Haroun: «Victime de la génération sacrifiée»

Haroun vit dans la région du Kef. À la différence de certains de ses amis, il précise que lui, il est encore « là ». Il est célibataire, « diplômé-chômeur » et bénévole au Croissant Rouge depuis 2011. Le bénévolat est pour lui comme une ressource de mobilités, de formation et de relations.

 

Entre l'Algerie et Tunisie

En 2012, Haroun[1] se forme au secourisme en Algérie pour pouvoir agir lorsque des catastrophes naturelles surviennent (glissement de terrain dû à de fortes précipitations, par exemple). Grâce à la formation du Croissant Rouge[2], il obtient un double diplôme en Tunisie et en Algérie et a pu rencontrer des intervenants égyptiens, marocains ou libyens durant ses stages d’apprentissage. Il est désormais affecté au poste responsable de l’axe « jeunesse » d’où il dispense des interventions auprès de nombreuses associations locales de part et d’autre de la frontière : « Je [traverse] facilement la frontière, les douaniers me connaissent et ne m’embêtent pas. Aussi, c’est parce que je reviens le même jour, je fais un aller-retour dans la journée ». La précision n’est pas anodine car si, à ses yeux, les deux régions ne sont séparées que par « une frontière presque virtuelle », il existe toujours en Tunisie, « une loi, une ancienne loi qui dit que jusqu’à 35 ans, on n’a pas le droit de traverser la frontière ». Haroun précise qu’il ne subit pas ces contraintes grâce à son statut de bénévole.

En parallèle, il poursuit une formation en gestion qu’il souhaite compléter avec un diplôme en communication qu’il pense nécessaire pour son poste au Croissant Rouge. Il passe le reste de son temps dans des activités de bénévolat où il bénéficie de stages qu’il suit à Tunis ou Hammamet avec le CREDIF [3]. Haroun est doublement diplômé, en psychologie et en travail social « nous sommes des jeunes diplômés depuis longtemps, on a des idées… mais on n’a pas les moyens. Alors, on reste toujours au chômage ». Haroun vit cette situation comme victime de la « génération sacrifiée ».

Entre projets et nécessité : projet entrepreneurial et contrebande frontalière

Il évoque un projet de base de loisirs qu’il voudrait monter avec son ami Taoufik près du barrage Mellegue mais qui butte sur un soutien financier de la part des banques de solidarité et des associations. Il apparaît, au fil de l’entretien, que ce projet fait suite à plusieurs déconvenues qu’ont vécues les deux jeunes hommes à la fois dans leurs expériences d’étudiants et de salariés. Parallèlement à ce projet et à ses nombreuses participations sociales, Haroun porte aussi un projet plus personnel d’entreprenariat agricole.

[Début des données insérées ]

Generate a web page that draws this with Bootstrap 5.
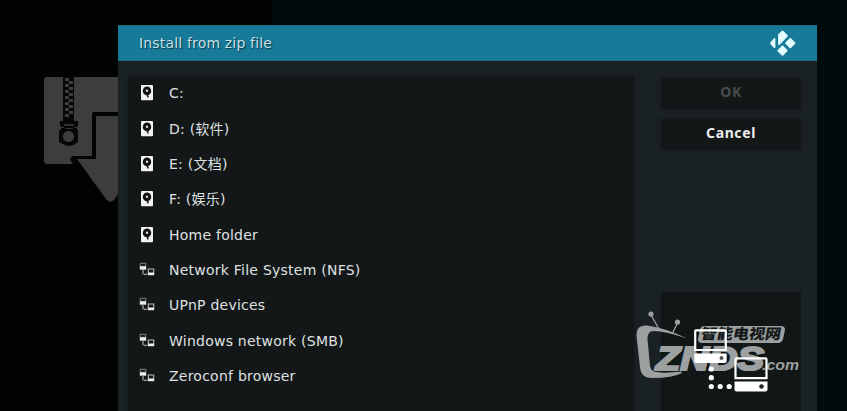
<!DOCTYPE html>
<html lang="en">
<head>
<meta charset="utf-8">
<meta name="viewport" content="width=device-width, initial-scale=1">
<title>Install from zip file</title>
<link href="https://cdn.jsdelivr.net/npm/bootstrap@5.3.0/dist/css/bootstrap.min.css" rel="stylesheet">
<style>
body{height:411px;background:linear-gradient(90deg,#010202 0,#020303 270px,#01090b 274px,#000b0e 100%);font-family:"DejaVu Sans","Noto Sans CJK SC",sans-serif;font-size:14px;color:#dfe1e1}
.stage{height:411px}
.zip-art{left:40px;top:70px}
.dialog{width:699px;height:386px;margin:25px 0 0 118px;background:#1a2123}
.dialog-head{height:36px;background:#167a98;border-top:1px solid #1b6c82;border-bottom:1px solid #1b6c82;padding:0 21px}
.dialog-head h1{font-size:14px;letter-spacing:.17px;color:#c5dfe7;text-shadow:1px 1px 1px #0a3a4a}
.files{width:506px;margin:14.6px 0 0 10px;background:#141718;box-shadow:0 0 2px #141718}
.files li{height:35.33px;padding-left:11px;gap:14px}
.files span{letter-spacing:.24px;padding-top:1px}
.side{width:140px;margin:17px 0 0 27px}
.key{height:31px;background:#141718;border:0;border-radius:1px;font-family:"Noto Sans",sans-serif;font-size:14px;letter-spacing:.6px;font-weight:700;color:#ececec;margin-bottom:9.5px;box-shadow:0 0 2px #141718}
.key:disabled{background:#141718;color:#484c4d;opacity:1}
.preview{height:119px;background:#111617}
.brand{left:630px;top:305px}
</style>
<script src="https://cdn.jsdelivr.net/npm/bootstrap@5.3.0/dist/js/bootstrap.bundle.min.js"></script>
</head>
<body class="overflow-hidden">
<svg width="0" height="0" class="position-absolute">
<symbol id="disk" viewBox="0 0 16 16"><rect x="2" y="0" width="12" height="15.2" rx="1" fill="#f2f2f2"/><ellipse cx="8" cy="5.900" rx="4.200" ry="4.400" fill="#111"/><circle cx="8" cy="5.800" r="1.200" fill="#ddd"/><path d="M8 9.200l1.200 3.200" stroke="#222" stroke-width="1.600"/></symbol>
<symbol id="net" viewBox="0 0 16 16"><path d="M1.200 1.300h5.600v3H1.200z" fill="none" stroke="#8d8f8f" stroke-width=".9"/><path d="M.8 4.300h6.400v3.400H.8z" fill="#eee"/><path d="M4 7.500v4.800M4.800 12.400h3" stroke="#aaa" stroke-width="1.200"/><path d="M9.300 7h5.400v4H9.300z" fill="none" stroke="#bbb" stroke-width="1.100"/><path d="M8.800 10.800h6.400v2.400H8.800z" fill="#eee"/></symbol>
</svg>
<main class="stage position-relative overflow-hidden">
<svg class="zip-art position-absolute" width="78" height="136" viewBox="40 70 78 136" aria-hidden="true">
<path d="M47 77h71v87H47q-3-0-3-3V80q0-3 3-3z" fill="#3d3d3d"/>
<path d="M118 112H94q-2 0-2 2v42H73q-4 1-2 5l3 5h44z" fill="#020404"/>
<path d="M118 116H96v43H77l29 40q4 5 8 1l4-6z" fill="#3d3d3d"/>
<path d="M63 77h11v45H63z" fill="#050606"/>
<path d="M65 78h4v3h-4zM69 81h4v3h-4zM65 84h4v3h-4zM69 87h4v3h-4zM65 90h4v3h-4zM69 93h4v3h-4zM65 96h4v3h-4zM69 99h4v3h-4zM65 102h4v3h-4zM69 105h4v3h-4zM65 108h4v3h-4zM69 111h4v3h-4zM65 114h4v3h-4z" fill="#3d3d3d"/>
<path d="M60 121h18v5h-1v3l1 2v11l-3 2q-6 4-12 0l-4-2v-11l2-2v-3h-1z" fill="#050606"/>
<path d="M64 124h10v2H64zM65 128h8v1h-8z" fill="#303030"/>
<circle cx="68.500" cy="136.500" r="5.600" fill="#3d3d3d"/><path d="M60 127.500h4M74 127.500h4" stroke="#353535"/>
</svg>
<section class="dialog d-flex flex-column">
<header class="dialog-head d-flex align-items-center justify-content-between flex-shrink-0">
<h1 class="m-0 fw-normal">Install from zip file</h1>
<svg width="26" height="26" viewBox="0 0 26 26" fill="#e3fdff" stroke="#e3fdff" stroke-width="1.800" stroke-linejoin="round"><path d="M12.500 1.400l4.500 4.400-8 8.400V5zM4.500 9v8.200L.9 13.100zM20.300 9l4.200 4.200-4.200 4.200-4.200-4.200zM12.500 16.500l4.200 4.200-4.200 4.200-4.200-4.200z"/></svg>
</header>
<div class="d-flex flex-grow-1">
<ul class="files list-unstyled mb-0">
<li class="d-flex align-items-center"><svg width="16" height="16"><use href="#disk"/></svg><span>C:</span></li>
<li class="d-flex align-items-center"><svg width="16" height="16"><use href="#disk"/></svg><span>D: (软件)</span></li>
<li class="d-flex align-items-center"><svg width="16" height="16"><use href="#disk"/></svg><span>E: (文档)</span></li>
<li class="d-flex align-items-center"><svg width="16" height="16"><use href="#disk"/></svg><span>F: (娱乐)</span></li>
<li class="d-flex align-items-center"><svg width="16" height="16"><use href="#disk"/></svg><span>Home folder</span></li>
<li class="d-flex align-items-center"><svg width="16" height="16"><use href="#net"/></svg><span>Network File System (NFS)</span></li>
<li class="d-flex align-items-center"><svg width="16" height="16"><use href="#net"/></svg><span>UPnP devices</span></li>
<li class="d-flex align-items-center"><svg width="16" height="16"><use href="#net"/></svg><span>Windows network (SMB)</span></li>
<li class="d-flex align-items-center"><svg width="16" height="16"><use href="#net"/></svg><span>Zeroconf browser</span></li>
</ul>
<aside class="side d-flex flex-column">
<button class="key w-100 px-0 pt-0 pb-1" disabled>OK</button>
<button class="key w-100 px-0 pt-0 pb-1">Cancel</button>
<div class="preview mt-auto"></div>
</aside>
</div>
</section>
<svg class="brand position-absolute" width="175" height="106" viewBox="630 305 175 106">
<g fill="#9da0a0">
<path d="M687 338.500Q666 328 647 325.500q-11-1-10.500 10l3.500 32q1 11 12 10.500 21 0 30-5l-1-1.500q-16 2-24 .5-6 0-7-6l-2.500-27q0-8 6-8 12 0 33.500 7.500z"/>
<circle cx="651" cy="314" r="2.600"/><circle cx="677.500" cy="322" r="2.600"/>
<path d="M651 315l8 14M677.500 323l-5 10" stroke="#9da0a0" stroke-width="1.300"/>
<path d="M704 326h77q4 0 4 4l-2 9q-1 4-5 4h-76q-4 0-4-4l2-9q1-4 4-4z"/>
<text x="656" y="369.500" font-family="Liberation Sans,sans-serif" font-size="34" font-weight="700" font-style="italic" textLength="108" lengthAdjust="spacingAndGlyphs" stroke="#9da0a0" stroke-width="2.200">ZNDS</text>
<text x="762" y="370" font-family="Liberation Sans,sans-serif" font-size="15.500" font-weight="700" font-style="italic" textLength="37" lengthAdjust="spacingAndGlyphs">.com</text>
</g>
<text x="701" y="339.500" font-family="Noto Sans CJK SC,sans-serif" font-size="14.500" font-weight="900" fill="#15191a" textLength="80" lengthAdjust="spacingAndGlyphs" transform="translate(59 0) skewX(-10)">智能电视网</text>
<path d="M696 330.300h29q.800 0 .800.800V350h-30.600v-18.900q0-.8.800-.8zM736.500 358.400h29q1 0 1 1v18.800h-31v-18.800q0-1 1-1z" fill="none" stroke="#fff" stroke-width="2.200"/>
<g fill="#fff"><path d="M694.300 353.500h32.400v7.500q0 2-2 2h-28.400q-2 0-2-2z"/><circle cx="721.500" cy="358" r="2" fill="#555"/>
<path d="M734.500 381.500h33v8q0 2-2 2h-29q-2 0-2-2z"/><circle cx="761.500" cy="386.500" r="2.300" fill="#222"/>
<circle cx="711.300" cy="369" r="2.600"/><circle cx="711.300" cy="377.700" r="2.600"/><circle cx="711.300" cy="386.500" r="2.600"/><circle cx="720.200" cy="386.500" r="2.600"/><circle cx="729.200" cy="386.500" r="2.600"/></g>
</svg>
</main>
</body>
</html>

Il est en cours de discussion avec les différentes instances tunisiennes et étrangères pour bénéficier de soutiens matériels et financier nécessaires à son projet. Il possède déjà quatre ruches familiales et l’association « Jeunesse et citoyenneté » lui a permis d’en acquérir trois autres. Son objectif est de devenir entrepreneur dans l’apiculture et de produire du miel qu’il pourrait vendre à l’étranger. Lorsqu’il en parle, Haroun est transporté, comme plongé dans un autre monde qu’il raconte avec fascination et enthousiasme. Pour son projet, il s’est auto-formé et a acquis de nombreuses compétences, parmi lesquelles l’informatique dont la maîtrise est indispensable.

Gagnant peu, il se rend souvent en louage à Souk-Ahras ou à Tébessa en Algérie pour acheter des produits alimentaires ou contrefaits à bas prix. Il fréquente aussi des marchés algériens plus importants, identifiés comme des plaques tournantes régionales, tels que les marchés d’El Eulma et d’Aïn Fakroun pour y acheter notamment des produits électroménagers ou électroniques qu’il peut espérer revendre en Tunisie.

Frontalier de naissance, franchissant la frontière pour ses activités de bénévole ou pour jouer des différentiels de prix, Haroun considère que l’Algérie et la Tunisie sont très proches, et, qu’ici et là, « on est chez soi ».

 

 


[1] Entretien issu de l’enquête de terrain menée à Tunis et au Kef entre 2014 et 2016 par H-S Missaoui.

[2] Le Croissant Rouge tunisien (CRT) est une association humanitaire fondée à l’indépendance du pays, en 1956. Le CRT est l’une des sociétés nationales du Mouvement international de la Croix Rouge et du Croissant Rouge

[3] Le CREDIF, Centre de recherches, d’études, de documentation et d’information sur la femme, est un centre de recherches spécialisé sur la condition de la femme en Tunisie.